> Directions for this task: Output all lines exactly.

################

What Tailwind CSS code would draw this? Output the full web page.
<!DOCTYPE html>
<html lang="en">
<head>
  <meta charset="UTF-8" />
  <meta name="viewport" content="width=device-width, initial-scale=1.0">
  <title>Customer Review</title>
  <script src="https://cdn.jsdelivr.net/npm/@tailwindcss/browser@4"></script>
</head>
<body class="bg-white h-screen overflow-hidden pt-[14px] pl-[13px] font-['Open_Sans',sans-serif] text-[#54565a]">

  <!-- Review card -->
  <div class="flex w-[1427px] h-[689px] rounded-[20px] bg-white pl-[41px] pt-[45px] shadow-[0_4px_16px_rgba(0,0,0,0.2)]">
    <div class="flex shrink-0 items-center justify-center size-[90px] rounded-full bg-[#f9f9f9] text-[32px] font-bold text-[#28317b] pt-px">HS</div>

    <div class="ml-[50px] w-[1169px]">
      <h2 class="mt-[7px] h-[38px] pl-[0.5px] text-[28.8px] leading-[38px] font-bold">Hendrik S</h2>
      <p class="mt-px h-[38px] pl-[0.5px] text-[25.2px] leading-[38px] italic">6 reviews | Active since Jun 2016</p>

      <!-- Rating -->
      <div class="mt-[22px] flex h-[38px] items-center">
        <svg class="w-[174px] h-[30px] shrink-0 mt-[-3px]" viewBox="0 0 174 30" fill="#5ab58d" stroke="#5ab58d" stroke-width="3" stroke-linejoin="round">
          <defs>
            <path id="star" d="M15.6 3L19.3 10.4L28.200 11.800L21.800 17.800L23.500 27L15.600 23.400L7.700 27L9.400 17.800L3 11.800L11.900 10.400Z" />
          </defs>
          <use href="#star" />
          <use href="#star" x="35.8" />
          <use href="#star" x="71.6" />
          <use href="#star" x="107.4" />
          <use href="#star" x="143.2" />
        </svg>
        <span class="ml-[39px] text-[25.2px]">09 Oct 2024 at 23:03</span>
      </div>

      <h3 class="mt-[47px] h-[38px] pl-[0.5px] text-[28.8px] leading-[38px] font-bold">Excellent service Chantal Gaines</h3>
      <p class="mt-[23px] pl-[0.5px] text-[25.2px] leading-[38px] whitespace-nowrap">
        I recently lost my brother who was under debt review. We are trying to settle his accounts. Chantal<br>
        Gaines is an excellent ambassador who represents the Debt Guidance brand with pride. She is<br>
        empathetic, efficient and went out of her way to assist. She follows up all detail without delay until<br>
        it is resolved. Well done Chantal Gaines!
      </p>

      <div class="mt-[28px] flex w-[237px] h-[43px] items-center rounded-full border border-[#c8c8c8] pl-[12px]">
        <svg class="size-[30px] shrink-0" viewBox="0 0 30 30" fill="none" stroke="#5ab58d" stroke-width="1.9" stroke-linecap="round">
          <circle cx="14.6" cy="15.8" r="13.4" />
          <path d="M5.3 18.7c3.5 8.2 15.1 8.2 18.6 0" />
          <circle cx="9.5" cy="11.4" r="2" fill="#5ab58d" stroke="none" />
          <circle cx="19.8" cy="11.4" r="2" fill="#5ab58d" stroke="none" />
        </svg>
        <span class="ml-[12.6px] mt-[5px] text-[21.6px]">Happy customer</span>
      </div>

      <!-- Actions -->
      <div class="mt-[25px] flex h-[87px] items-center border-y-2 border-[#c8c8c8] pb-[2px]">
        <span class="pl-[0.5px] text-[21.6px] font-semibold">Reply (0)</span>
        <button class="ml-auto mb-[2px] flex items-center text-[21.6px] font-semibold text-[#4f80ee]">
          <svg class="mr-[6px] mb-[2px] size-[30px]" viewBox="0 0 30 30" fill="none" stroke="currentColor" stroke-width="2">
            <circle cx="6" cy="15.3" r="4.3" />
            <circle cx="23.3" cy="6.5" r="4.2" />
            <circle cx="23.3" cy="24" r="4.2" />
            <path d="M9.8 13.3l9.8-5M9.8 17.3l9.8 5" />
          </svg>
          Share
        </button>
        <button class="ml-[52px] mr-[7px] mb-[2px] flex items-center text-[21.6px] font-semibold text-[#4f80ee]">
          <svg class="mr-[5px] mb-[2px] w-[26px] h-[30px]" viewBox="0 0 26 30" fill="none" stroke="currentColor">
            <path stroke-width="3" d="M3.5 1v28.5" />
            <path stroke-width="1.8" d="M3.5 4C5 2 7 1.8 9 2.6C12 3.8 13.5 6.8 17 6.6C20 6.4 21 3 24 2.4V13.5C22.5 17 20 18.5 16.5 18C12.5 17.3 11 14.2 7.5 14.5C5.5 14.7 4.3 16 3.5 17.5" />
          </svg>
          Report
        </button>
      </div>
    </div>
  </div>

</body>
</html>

################

> The completed task:
What Tailwind CSS code would draw this? Output the full web page.
<!DOCTYPE html>
<html lang="en">
<head>
  <meta charset="UTF-8" />
  <meta name="viewport" content="width=device-width, initial-scale=1.0">
  <title>Customer Review</title>
  <script src="https://cdn.jsdelivr.net/npm/@tailwindcss/browser@4"></script>
</head>
<body class="bg-white h-screen overflow-hidden pt-[14px] pl-[13px] font-['Open_Sans',sans-serif] text-[#54565a]">

  <!-- Review card -->
  <div class="flex w-[1427px] h-[689px] rounded-[20px] bg-white pl-[41px] pt-[45px] shadow-[0_4px_16px_rgba(0,0,0,0.2)]">
    <div class="flex shrink-0 items-center justify-center size-[90px] rounded-full bg-[#f9f9f9] text-[32px] font-bold text-[#28317b] pt-px">HS</div>

    <div class="ml-[50px] w-[1169px]">
      <h2 class="mt-[7px] h-[38px] pl-[0.5px] text-[28.8px] leading-[38px] font-bold">Hendrik S</h2>
      <p class="mt-px h-[38px] pl-[0.5px] text-[25.2px] leading-[38px] italic">6 reviews | Active since Jun 2016</p>

      <!-- Rating -->
      <div class="mt-[22px] flex h-[38px] items-center">
        <svg class="w-[174px] h-[30px] shrink-0 mt-[-3px]" viewBox="0 0 174 30" fill="#5ab58d" stroke="#5ab58d" stroke-width="3" stroke-linejoin="round">
          <defs>
            <path id="star" d="M15.6 3L19.3 10.4L28.200 11.800L21.800 17.800L23.500 27L15.600 23.400L7.700 27L9.400 17.800L3 11.800L11.900 10.400Z" />
          </defs>
          <use href="#star" />
          <use href="#star" x="35.8" />
          <use href="#star" x="71.6" />
          <use href="#star" x="107.4" />
          <use href="#star" x="143.2" />
        </svg>
        <span class="ml-[39px] text-[25.2px]">09 Oct 2024 at 23:03</span>
      </div>

      <h3 class="mt-[47px] h-[38px] pl-[0.5px] text-[28.8px] leading-[38px] font-bold">Excellent service Chantal Gaines</h3>
      <p class="mt-[23px] pl-[0.5px] text-[25.2px] leading-[38px] whitespace-nowrap">
        I recently lost my brother who was under debt review. We are trying to settle his accounts. Chantal<br>
        Gaines is an excellent ambassador who represents the Debt Guidance brand with pride. She is<br>
        empathetic, efficient and went out of her way to assist. She follows up all detail without delay until<br>
        it is resolved. Well done Chantal Gaines!
      </p>

      <div class="mt-[28px] flex w-[237px] h-[43px] items-center rounded-full border border-[#c8c8c8] pl-[12px]">
        <svg class="size-[30px] shrink-0" viewBox="0 0 30 30" fill="none" stroke="#5ab58d" stroke-width="1.9" stroke-linecap="round">
          <circle cx="14.6" cy="15.8" r="13.4" />
          <path d="M5.3 18.7c3.5 8.2 15.1 8.2 18.6 0" />
          <circle cx="9.5" cy="11.4" r="2" fill="#5ab58d" stroke="none" />
          <circle cx="19.8" cy="11.4" r="2" fill="#5ab58d" stroke="none" />
        </svg>
        <span class="ml-[12.6px] mt-[5px] text-[21.6px]">Happy customer</span>
      </div>

      <!-- Actions -->
      <div class="mt-[25px] flex h-[87px] items-center border-y-2 border-[#c8c8c8] pb-[2px]">
        <span class="pl-[0.5px] text-[21.6px] font-semibold">Reply (0)</span>
        <button class="ml-auto mb-[2px] flex items-center text-[21.6px] font-semibold text-[#4f80ee]">
          <svg class="mr-[6px] mb-[2px] size-[30px]" viewBox="0 0 30 30" fill="none" stroke="currentColor" stroke-width="2">
            <circle cx="6" cy="15.3" r="4.3" />
            <circle cx="23.3" cy="6.5" r="4.2" />
            <circle cx="23.3" cy="24" r="4.2" />
            <path d="M9.8 13.3l9.8-5M9.8 17.3l9.8 5" />
          </svg>
          Share
        </button>
        <button class="ml-[52px] mr-[7px] mb-[2px] flex items-center text-[21.6px] font-semibold text-[#4f80ee]">
          <svg class="mr-[5px] mb-[2px] w-[26px] h-[30px]" viewBox="0 0 26 30" fill="none" stroke="currentColor">
            <path stroke-width="3" d="M3.5 1v28.5" />
            <path stroke-width="1.8" d="M3.5 4C5 2 7 1.8 9 2.6C12 3.8 13.5 6.8 17 6.6C20 6.4 21 3 24 2.4V13.5C22.5 17 20 18.5 16.5 18C12.5 17.3 11 14.2 7.5 14.5C5.5 14.7 4.3 16 3.5 17.5" />
          </svg>
          Report
        </button>
      </div>
    </div>
  </div>

</body>
</html>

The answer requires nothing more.